Nazima is fly fishing in a stream. The tip of her fishing rod is $1.8m$ above the surface of the water and the fly at the end of the string rests on the water $3.6m$ away and $2.4m$ from a point directly under the tip of the rod.
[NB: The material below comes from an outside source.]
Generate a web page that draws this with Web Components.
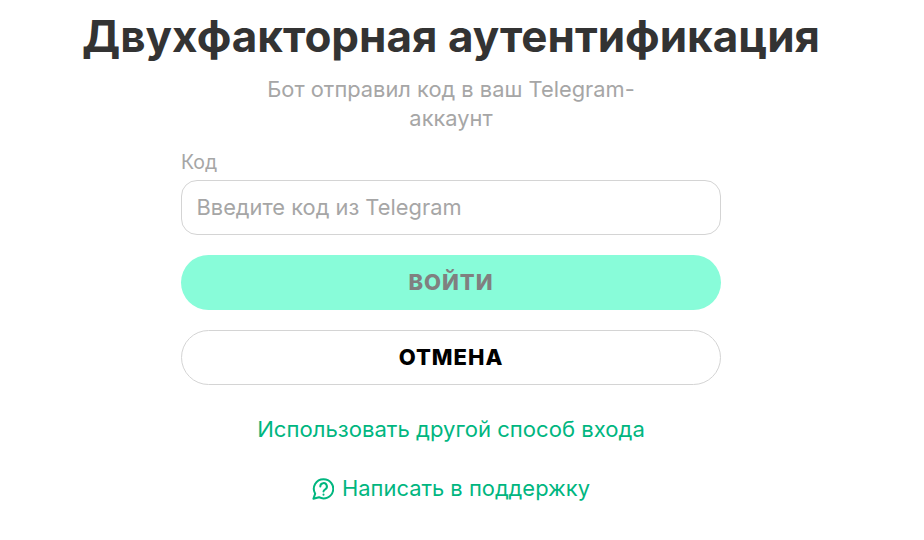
<!DOCTYPE html>
<html lang="ru"><head><meta charset="utf-8"><style>html,body{margin:0;background:#fff;height:100%;overflow:hidden}</style></head><body>
<two-factor-form></two-factor-form>
<template id="t-form"><style>
:host{display:flex;flex-direction:column;align-items:center;width:902px;font-family:Inter,"Noto Sans",sans-serif}
h1{margin:11px 0 0;font-size:44px;line-height:50px;font-weight:700;color:#333;white-space:nowrap}
p{margin:14px 0 0;width:400px;text-align:center;font-size:21.85px;line-height:29px;color:#a6a6a6;font-weight:400}
.col{width:540px;display:flex;flex-direction:column;margin-top:18px}
</style>
<h1>Двухфакторная аутентификация</h1>
<p>Бот отправил код в ваш Telegram-аккаунт</p>
<div class="col">
<code-field label="Код" placeholder="Введите код из Telegram"></code-field>
<pill-button kind="primary">ВОЙТИ</pill-button>
<pill-button kind="ghost">ОТМЕНА</pill-button>
</div>
<green-link style="margin-top:30px">Использовать другой способ входа</green-link>
<green-link icon style="margin-top:30px">Написать в поддержку</green-link>
</template>
<template id="t-field"><style>
:host{display:block;font-family:inherit}
label{display:block;font-size:19.5px;line-height:22px;color:#a6a6a6;margin-bottom:7px}
input{box-sizing:border-box;width:100%;height:55px;border:1px solid #d4d4d4;border-radius:16px;padding:0 14.5px 2px;font:400 21.85px Inter,"Noto Sans",sans-serif;color:#333;background:#fff;outline:none}
input::placeholder{color:#a6a6a6;opacity:1}
</style><label for="i"></label><input id="i"></template>
<template id="t-btn"><style>
:host{display:flex;align-items:center;justify-content:center;box-sizing:border-box;height:55px;padding-bottom:2px;border-radius:28px;font-size:22px;font-weight:800;letter-spacing:1px}
:host([kind=primary]){margin-top:20px;background:#88fcd9;color:#808080}
:host([kind=ghost]){margin-top:20px;background:#fff;border:1px solid #d4d4d4;color:#000}
</style><slot></slot></template>
<template id="t-link"><style>
:host{display:flex;align-items:center;gap:8px;font-size:22.1px;line-height:29px;color:#00b67f;white-space:nowrap}
:host([icon]){font-size:21.9px}
svg{width:22px;height:22px;flex:none}
</style><svg viewBox="0 0 22 22" fill="none" stroke="#00b67f" stroke-width="2" stroke-linecap="round" stroke-linejoin="round" hidden><path d="M11.5 1.2a9.6 9.6 0 1 1-4.5 18L1.4 20.8l1.8-5.1A9.6 9.6 0 0 1 11.5 1.2z"/><path d="M8.3 8.4a3.3 3.3 0 1 1 4.9 2.9c-1 .6-1.7 1.1-1.7 2.2"/><path d="M11.5 16.6v.1"/></svg><slot></slot></template>
<script>
const mk=(name,id,init)=>customElements.define(name,class extends HTMLElement{constructor(){super();this.attachShadow({mode:"open"}).appendChild(document.getElementById(id).content.cloneNode(true));}connectedCallback(){init&&init(this)}});
mk("code-field","t-field",e=>{e.shadowRoot.querySelector("label").textContent=e.getAttribute("label");e.shadowRoot.querySelector("input").placeholder=e.getAttribute("placeholder")});
mk("pill-button","t-btn");
mk("green-link","t-link",e=>{if(e.hasAttribute("icon"))e.shadowRoot.querySelector("svg").removeAttribute("hidden");else e.shadowRoot.querySelector("svg").style.display="none"});
mk("two-factor-form","t-form");
</script></body></html>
Assuming that her string (from the tip of her rod to the fly) is taut, how much string does she have out (see given Fig.? If she pills in the string at the rate of $5cm$ per second, what will be the horizontal distance of the fly from her after $12$ seconds?

Answer 1

$AB=$ height of the tip of the fishing rod from the water surface.
$BC=$ Horizontal distance of the fly from the tip of the sishing rod.
$AC=$ Length of the string.
Step 1: Applying pythagoras theorem in $\Delta ACB$
$A{C}^2=A{B}^2+B{C}^2$ [By pythagoras theorem]
$A{C}^2={1.8}^2+{2.4}^2$
$A{C}^2=3.24+5.76\Rightarrow A{C}^2=9$
$\Rightarrow AC=3m=$ string length

Step 2: Finding out length of string out after 12 second
Rate of pulling in string $=5cm/s$
$\therefore$ Atring pulled in 12 second $=12\times 5=60cm$
$=0.6m$
Position of fly after 12 seconds $=D$.
length of string out after 12 second $=AD$.
$AD=AC-$ String pulled in 12 seconds. (By the girl)
$Ad=3-0.6=2.4m$

Step 3 : Applying pythagoras theorem in $\Delta ADB$ in $\Delta ADB$,
$A{D}^2=A{B}^2+B{D}^2$ [By pythagoras theorem]
${2.4}^2={1.8}^2+B{D}^2$
$B{D}^2=5.76-3.24$
$B{D}^2=2.52$
$\Rightarrow BD=1.587m$
$\Rightarrow$ Horizontal distance of fly $=BD+1.2m$
Horizontal distance of fly $=1.587m+1.2m=2.787m$